Twin Car Bombs Kill At Least 46 in Bombay
The two bombs were hidden in the trunks of taxis and exploded within five minutes of each other, police told local media, as reported by news agencies. There were no initial claims of responsibility for the blasts.
The first bombing occurred at the Zaveri Bazaar, a crowded jewelry market near one the main Hindu temples in the city of Mumbai, formerly and commonly known as Bombay.
The second bomb exploded near a colonial-era historic monument popular with tourists, known as the Gateway of India. The site commemorates the first visit to India by a British king and queen, namely King George V and Queen Mary, in 1911.
Most of the deaths reportedly occurred at the market, which was crowded with people during the lunchtime hour. Mangled cars and pools of broken glass were left in the wake of the blast, according to reports from the scene.
“There were hands and legs flying in the air, blood everywhere,” Anil Punjabi, whose jewelry shop was next to the market, told Reuters. “I saw some bodies were thrown 10 to 15 feet away from the blast site.”
The Gateway of India bombing apparently occurred near the well-known Taj Mahal Hotel, one of the city’s oldest luxury hotels. Windows were shattered in the hotel and cars were damaged from the blast, according to media reports.
“The building we were in shook and we heard a loud noise,” Ingrid Alva, a public relations consultant who works near the gateway, told the Associated Press. “I rushed out and saw the crowds at the Gateway of India. … We saw some body parts lying around before we were told to move away by the police.”
Police issued security alerts for Bombay and the nation’s capital city of New Dehli and recalled police officers on leave in case of further violence.
“The explosions were aimed at targeting the economic activity of the city, as well as Bombay as a tourist destination,” said Sushil Kumar Shinde, chief minister of the Maharashtra state government, at a press conference, according to the AP.
Shinde also said a taxi driver was being questioned as to whether the bomb responsible for the Gateway of India blast was planted in his car.
The bombings coincided with the release of a long-anticipated archeological report on a disputed religious site at Ayodhya in northern India that is claimed by both Hindus and Muslims. The report found evidence of an ancient structure with some traits similar to those of a Hindu temple. The dispute over the site has been linked to previous bombings.
Monday’s blasts were some of the most deadly in the city since 1993 when a series of bombings killed 260 people. Police say those attacks were in response to the 1992 destruction of a 16th century mosque in Ayodhya by Hindu mobs, and to avenge Muslim deaths in riots that followed.

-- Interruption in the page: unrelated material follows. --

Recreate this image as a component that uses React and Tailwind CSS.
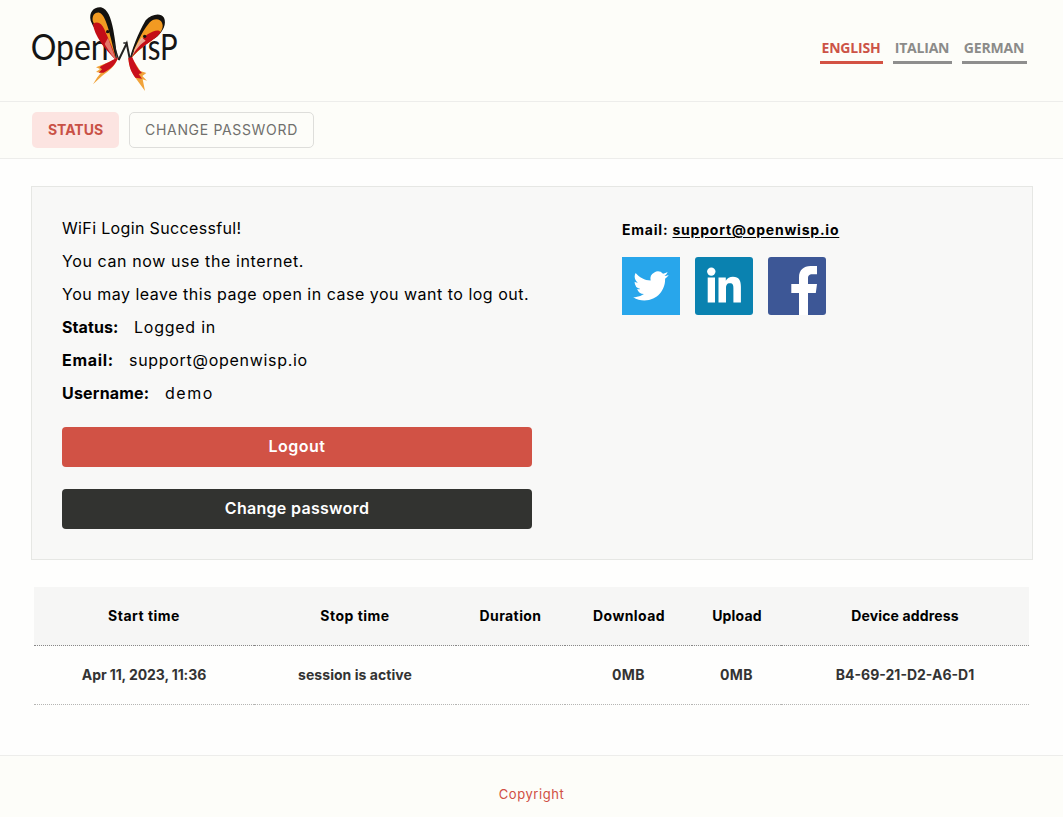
function Logo() {
  return (
    <svg className="block h-[100px] w-[170px]" viewBox="0 0 510 300" role="img" aria-label="OpenWISP">
      <g fontFamily="Lato, sans-serif" fill="#151515">
        <text x="32" y="181" fontSize="111" textLength="234" lengthAdjust="spacingAndGlyphs">Open</text>
        <text x="362" y="181" fontSize="111" textLength="111" lengthAdjust="spacingAndGlyphs">isP</text>
      </g>
      <path d="M291 182C272 143 224 96 212 62C206 36 222 20 243 22C263 27 273 53 280 90C286 124 290 153 291 182Z" fill="#141210" />
      <path d="M288 176C260 127 226 86 218 62C216 45 226 36 238 38C258 44 268 96 288 176Z" fill="#f29a22" />
      <path d="M289 182C253 145 223 108 219 72C232 62 245 69 253 88C264 115 279 143 289 182Z" fill="#c40d17" />
      <path d="M264 114L289 182C274 165 266 152 254 132Z" fill="#ee9a85" opacity=".75" />
      <circle cx="263" cy="95" r="5" fill="#141210" />
      <path d="M328 182C336 148 354 100 377 61C394 43 421 37 432 53C440 71 430 93 411 110C380 130 345 157 328 182Z" fill="#141210" />
      <path d="M330 180C344 144 363 98 388 68C401 53 421 55 426 68C435 88 414 106 397 119C370 138 347 157 330 180Z" fill="#f29a22" />
      <path d="M328 182C344 155 358 119 383 103C402 90 417 88 422 96C407 123 358 137 328 182Z" fill="#c40d17" />
      <path d="M330 180C341 151 352 130 365 112L377 122C354 137 342 158 330 180Z" fill="#f0c0a6" opacity=".85" />
      <circle cx="374" cy="109" r="5" fill="#141210" />
      <path d="M296 180L320 130L330 180" stroke="#252322" strokeWidth="6" fill="none" />
      <path d="M280 128L296 180M330 180L340 152M310 129H322" stroke="#252322" strokeWidth="4" fill="none" />
      <path d="M294 174L258 190L228 202L240 207L228 216L243 218L232 232L219 253L246 228C266 213 286 198 294 174Z" fill="#f1a33a" />
      <path d="M294 172C272 184 251 193 239 202L246 208L236 218L251 218C271 208 288 194 294 172Z" fill="#c9101c" />
      <path d="M325 174C327 202 337 221 351 240L375 273L368 238L381 242L367 228L379 219L361 213C352 200 345 188 336 174Z" fill="#f1a33a" />
      <path d="M325 174C327 201 333 215 346 233L366 236L356 222L366 219C352 206 345 190 336 170Z" fill="#c9101c" />
    </svg>
  );
}

const languages = [
  { label: "ENGLISH", style: "w-[63px] border-[#d35244] text-[#cc5347]" },
  { label: "ITALIAN", style: "w-[59px] border-[#8e8e8e] text-[#8b8b89]" },
  { label: "GERMAN", style: "w-[65px] border-[#8e8e8e] text-[#8b8b89]" },
];

const details = [
  { name: "Status:", value: "Logged in", label: "w-[72px] tracking-[0.1px]", track: "tracking-[0.75px]" },
  { name: "Email:", value: "support@openwisp.io", label: "w-[67px] tracking-[0.7px]", track: "tracking-[0.7px]" },
  { name: "Username:", value: "demo", label: "w-[103px] tracking-[0.2px]", track: "tracking-[1.5px]" },
];

function Social() {
  return (
    <div className="mt-[17px] flex gap-[15px]">
      <svg className="size-[58px]" viewBox="0 0 58 58">
        <path fill="#28a6eb" d="M0 0h58v58H0z" />
        <path transform="translate(11.2 11.2) scale(1.48)" fill="#fff" d="M23.953 4.57a10 10 0 01-2.825.775 4.958 4.958 0 002.163-2.723c-.951.555-2.005.959-3.127 1.184a4.92 4.92 0 00-8.384 4.482C7.69 8.095 4.067 6.13 1.64 3.162a4.822 4.822 0 00-.666 2.475c0 1.71.87 3.213 2.188 4.096a4.904 4.904 0 01-2.228-.616v.06a4.923 4.923 0 003.946 4.827 4.996 4.996 0 01-2.212.085 4.936 4.936 0 004.604 3.417 9.867 9.867 0 01-6.102 2.105c-.39 0-.779-.023-1.17-.067a13.995 13.995 0 007.557 2.209c9.053 0 13.998-7.496 13.998-13.985 0-.21 0-.42-.015-.63A9.935 9.935 0 0024 4.59z" />
      </svg>
      <svg className="size-[58px]" viewBox="0 0 58 58">
        <rect width="58" height="58" rx="3" fill="#0a82b0" />
        <g fill="#fff">
          <circle cx="16.3" cy="14.600" r="4.200" />
          <path d="M12.700 20.500h7.300v24.900h-7.300zM23.500 20.500h7.300v3.200c1.400-2.500 4-3.900 7.100-3.900 6.300 0 8 4.100 8 10.300v15.300h-7.500V31.500c0-3.200-.4-5.200-3.500-5.200s-3.900 2-3.900 5.200v13.900h-7.500z" />
        </g>
      </svg>
      <svg className="size-[58px]" viewBox="0 0 58 58">
        <rect width="58" height="58" rx="3" fill="#3d5796" />
        <path fill="#fff" d="M31 58V36h-7.700v-9H31v-6.500C31 13 35.700 9 42.500 9H49v8.200h-4.500c-3.700 0-4.500 1.800-4.500 4.300V27h9l-1.200 9H40v22z" />
      </svg>
    </div>
  );
}

const columns = [
  { head: "Start time", value: "Apr 11, 2023, 11:36", width: "w-[220px] tracking-[0.5px]", track: "tracking-[-0.1px]" },
  { head: "Stop time", value: "session is active", width: "w-[202px] tracking-[0.5px]", track: "tracking-[0.05px]" },
  { head: "Duration", value: "", width: "w-[109px] tracking-[0.4px]", track: "" },
  { head: "Download", value: "0MB", width: "w-[127px] pl-px tracking-[0.4px]", track: "tracking-[0.4px]" },
  { head: "Upload", value: "0MB", width: "w-[89px] pl-px tracking-[0.2px]", track: "tracking-[0.4px]" },
  { head: "Device address", value: "B4-69-21-D2-A6-D1", width: "w-[248px] tracking-[0.15px]", track: "" },
];

export default function App() {
  return (
    <div className="flex h-[817px] w-[1063px] flex-col overflow-hidden bg-[#fefefd] font-['Inter',sans-serif] text-black">
      <header className="flex h-[102px] shrink-0 items-start justify-between border-b border-[#ededeb] bg-[#fdfdf9] pl-5 pr-9">
        <Logo />
        <nav className="mt-[37px] flex gap-[10px] font-['Open_Sans',sans-serif] text-[14px] font-bold tracking-[-0.2px]">
          {languages.map((l) => (
            <a key={l.label} className={`flex h-[27px] justify-center border-b-[3px] pr-px leading-[22px] whitespace-nowrap ${l.style}`}>{l.label}</a>
          ))}
        </nav>
      </header>
      <nav className="flex h-[57px] shrink-0 gap-[10px] border-b border-[#ededeb] bg-[#fdfdf9] pl-8 pt-[10px] text-[14px]">
        <a className="flex h-9 w-[87px] items-center justify-center rounded-[5px] bg-[#fce4e1] pb-0.5 font-bold text-[#c95146]">STATUS</a>
        <a className="flex h-9 w-[185px] items-center justify-center rounded-[5px] border border-[#dededb] pb-0.5 tracking-[0.67px] text-[#70706d]">CHANGE PASSWORD</a>
      </nav>
      <main className="flex grow flex-col">
        <section className="ml-[31px] mt-[27px] flex h-[374px] w-[1002px] shrink-0 border border-[#e6e7e4] bg-[#f8f8f7] pl-[30px]">
          <div className="w-[470px] pt-[25px] text-[16px] leading-[33px] whitespace-nowrap">
            <p className="tracking-[0.35px]">WiFi Login Successful!</p>
            <p className="tracking-[0.6px]">You can now use the internet.</p>
            <p className="tracking-[0.5px]">You may leave this page open in case you want to log out.</p>
            {details.map((d) => (
              <p key={d.name} className="flex">
                <strong className={`shrink-0 ${d.label}`}>{d.name}</strong>
                <span className={d.track}>{d.value}</span>
              </p>
            ))}
            <button className="mt-[17px] block h-10 w-full rounded-[4px] bg-[#d15245] pb-[2px] font-semibold leading-[38px] tracking-[0.5px] text-white">Logout</button>
            <button className="mt-[22px] block h-10 w-full rounded-[4px] bg-[#323330] pb-[2px] font-semibold leading-[38px] tracking-[0.3px] text-white">Change password</button>
          </div>
          <div className="ml-[90px] pt-[33px]">
            <p className="text-[14px] font-bold leading-5 tracking-[0.78px] whitespace-nowrap">Email: <a className="underline underline-offset-2">support@openwisp.io</a></p>
            <Social />
          </div>
        </section>
        <table className="ml-[34px] mt-[27px] w-[995px] table-fixed border-separate border-spacing-0 text-[14px]">
          <thead className="bg-[#f6f6f5]">
            <tr className="h-[59px]">
              {columns.map((c) => <th key={c.head} className={`border-b border-dotted border-[#888] pb-0.5 font-bold ${c.width}`}>{c.head}</th>)}
            </tr>
          </thead>
          <tbody>
            <tr className="h-[59px] text-center font-bold text-[#333]">
              {columns.map((c) => <td key={c.head} className={`border-b border-dotted border-[#b5b5b3] pb-0.5 ${c.track}`}>{c.value}</td>)}
            </tr>
          </tbody>
        </table>
      </main>
      <footer className="flex h-[62px] shrink-0 justify-center border-t border-[#ededeb] bg-[#fdfdf9] pt-[28px] text-[13px] leading-5 tracking-[0.55px] text-[#d04f43]">
        <a>Copyright</a>
      </footer>
    </div>
  );
}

“Bombay has not been safe since the 1993 blasts. It is getting worse. No public place is safe now. Anything can happen at any time,” Raju Jain, a local jeweler whose shop was damaged in the blast, told Reuters.

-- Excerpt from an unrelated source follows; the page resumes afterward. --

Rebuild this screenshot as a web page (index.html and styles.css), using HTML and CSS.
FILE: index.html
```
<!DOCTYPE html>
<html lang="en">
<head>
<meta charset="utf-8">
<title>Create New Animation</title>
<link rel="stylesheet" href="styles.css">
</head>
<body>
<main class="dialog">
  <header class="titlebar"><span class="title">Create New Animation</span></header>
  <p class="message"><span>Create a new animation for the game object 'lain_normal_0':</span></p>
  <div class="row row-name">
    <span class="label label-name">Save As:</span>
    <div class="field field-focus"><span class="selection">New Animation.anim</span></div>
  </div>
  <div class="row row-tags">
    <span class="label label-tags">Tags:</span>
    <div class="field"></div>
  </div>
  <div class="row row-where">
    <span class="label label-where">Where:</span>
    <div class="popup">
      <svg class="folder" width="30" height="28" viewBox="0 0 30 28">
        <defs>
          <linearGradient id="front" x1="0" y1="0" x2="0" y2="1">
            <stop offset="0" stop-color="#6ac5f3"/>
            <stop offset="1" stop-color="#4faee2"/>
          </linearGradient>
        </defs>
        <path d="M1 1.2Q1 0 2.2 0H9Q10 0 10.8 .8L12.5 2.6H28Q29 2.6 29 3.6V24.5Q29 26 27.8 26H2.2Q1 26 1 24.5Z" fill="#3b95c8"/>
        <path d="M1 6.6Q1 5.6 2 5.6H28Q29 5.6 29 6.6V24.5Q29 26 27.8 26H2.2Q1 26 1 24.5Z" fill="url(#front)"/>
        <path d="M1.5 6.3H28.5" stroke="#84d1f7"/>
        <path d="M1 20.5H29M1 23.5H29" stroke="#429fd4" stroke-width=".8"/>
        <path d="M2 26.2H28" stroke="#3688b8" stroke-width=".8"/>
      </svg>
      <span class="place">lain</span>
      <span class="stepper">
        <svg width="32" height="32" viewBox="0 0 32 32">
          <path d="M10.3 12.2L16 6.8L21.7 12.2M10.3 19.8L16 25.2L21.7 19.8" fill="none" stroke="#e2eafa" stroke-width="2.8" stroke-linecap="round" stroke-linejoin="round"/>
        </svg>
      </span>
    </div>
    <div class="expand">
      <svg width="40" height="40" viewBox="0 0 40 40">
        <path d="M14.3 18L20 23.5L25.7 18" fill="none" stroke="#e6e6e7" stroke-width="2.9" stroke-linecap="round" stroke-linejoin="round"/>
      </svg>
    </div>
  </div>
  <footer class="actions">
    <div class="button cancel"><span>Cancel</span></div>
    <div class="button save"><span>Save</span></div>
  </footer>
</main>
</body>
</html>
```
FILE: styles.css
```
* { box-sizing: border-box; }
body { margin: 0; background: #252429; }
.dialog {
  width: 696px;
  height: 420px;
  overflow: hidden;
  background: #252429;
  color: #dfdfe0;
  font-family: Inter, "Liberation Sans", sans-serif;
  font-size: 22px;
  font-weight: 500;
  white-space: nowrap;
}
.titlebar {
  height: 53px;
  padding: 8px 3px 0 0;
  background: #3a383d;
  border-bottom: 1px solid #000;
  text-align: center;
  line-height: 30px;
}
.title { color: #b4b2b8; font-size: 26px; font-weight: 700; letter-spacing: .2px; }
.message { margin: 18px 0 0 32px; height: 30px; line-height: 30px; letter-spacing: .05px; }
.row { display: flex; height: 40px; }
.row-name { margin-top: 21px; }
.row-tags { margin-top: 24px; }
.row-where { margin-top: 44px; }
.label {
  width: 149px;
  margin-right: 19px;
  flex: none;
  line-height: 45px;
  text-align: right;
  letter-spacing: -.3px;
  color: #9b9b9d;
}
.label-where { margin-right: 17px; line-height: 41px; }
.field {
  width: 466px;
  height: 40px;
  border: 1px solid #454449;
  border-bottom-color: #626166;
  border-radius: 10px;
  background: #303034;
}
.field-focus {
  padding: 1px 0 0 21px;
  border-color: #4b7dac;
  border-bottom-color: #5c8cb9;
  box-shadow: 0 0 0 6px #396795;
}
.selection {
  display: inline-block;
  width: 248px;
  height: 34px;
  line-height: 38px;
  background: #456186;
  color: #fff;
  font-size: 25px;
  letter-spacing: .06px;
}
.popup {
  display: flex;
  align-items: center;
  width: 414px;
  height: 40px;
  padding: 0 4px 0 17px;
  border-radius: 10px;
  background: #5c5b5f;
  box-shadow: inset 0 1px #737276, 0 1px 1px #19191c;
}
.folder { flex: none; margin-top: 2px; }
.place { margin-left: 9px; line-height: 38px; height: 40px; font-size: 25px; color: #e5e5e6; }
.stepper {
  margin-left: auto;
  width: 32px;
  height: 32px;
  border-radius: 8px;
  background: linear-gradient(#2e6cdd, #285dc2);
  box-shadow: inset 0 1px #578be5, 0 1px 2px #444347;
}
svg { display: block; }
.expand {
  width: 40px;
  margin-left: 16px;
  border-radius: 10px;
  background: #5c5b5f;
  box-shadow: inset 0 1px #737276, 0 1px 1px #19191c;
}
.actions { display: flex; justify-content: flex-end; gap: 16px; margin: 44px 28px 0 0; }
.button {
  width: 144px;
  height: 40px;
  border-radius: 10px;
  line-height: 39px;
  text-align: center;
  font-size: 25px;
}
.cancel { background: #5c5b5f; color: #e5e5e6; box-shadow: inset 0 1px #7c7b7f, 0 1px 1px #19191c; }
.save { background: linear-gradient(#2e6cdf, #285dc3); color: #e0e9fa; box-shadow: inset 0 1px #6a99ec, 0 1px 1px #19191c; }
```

The city has been the scene of smaller attacks in recent months, including a bombing in late July on a crowded passenger bus.

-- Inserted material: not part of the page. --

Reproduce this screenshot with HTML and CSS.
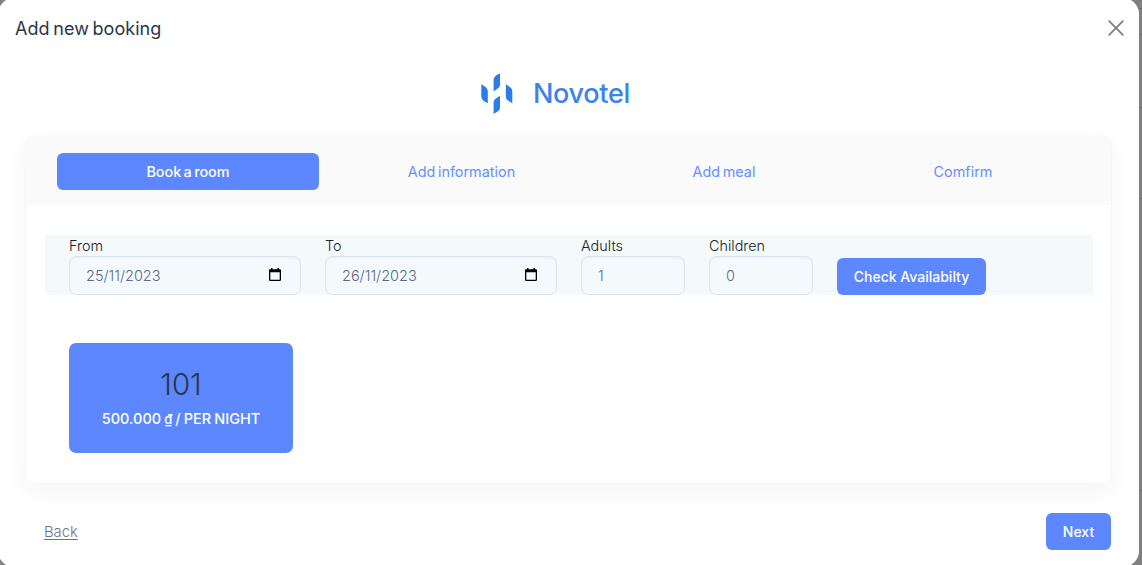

In the past, police and government officials have blamed similar attacks on Islamic militants with ties to Lashkar-e-Tayyiba, one of several Pakistan-based groups involved in a separatist campaign over the disputed region of Kashmir, as well as the Students Islamic Movement of India, a militant student group outlawed in September 2001.
Pakistani officials quickly denounced Monday’s attacks and condemned the “wanton targeting of civilians.”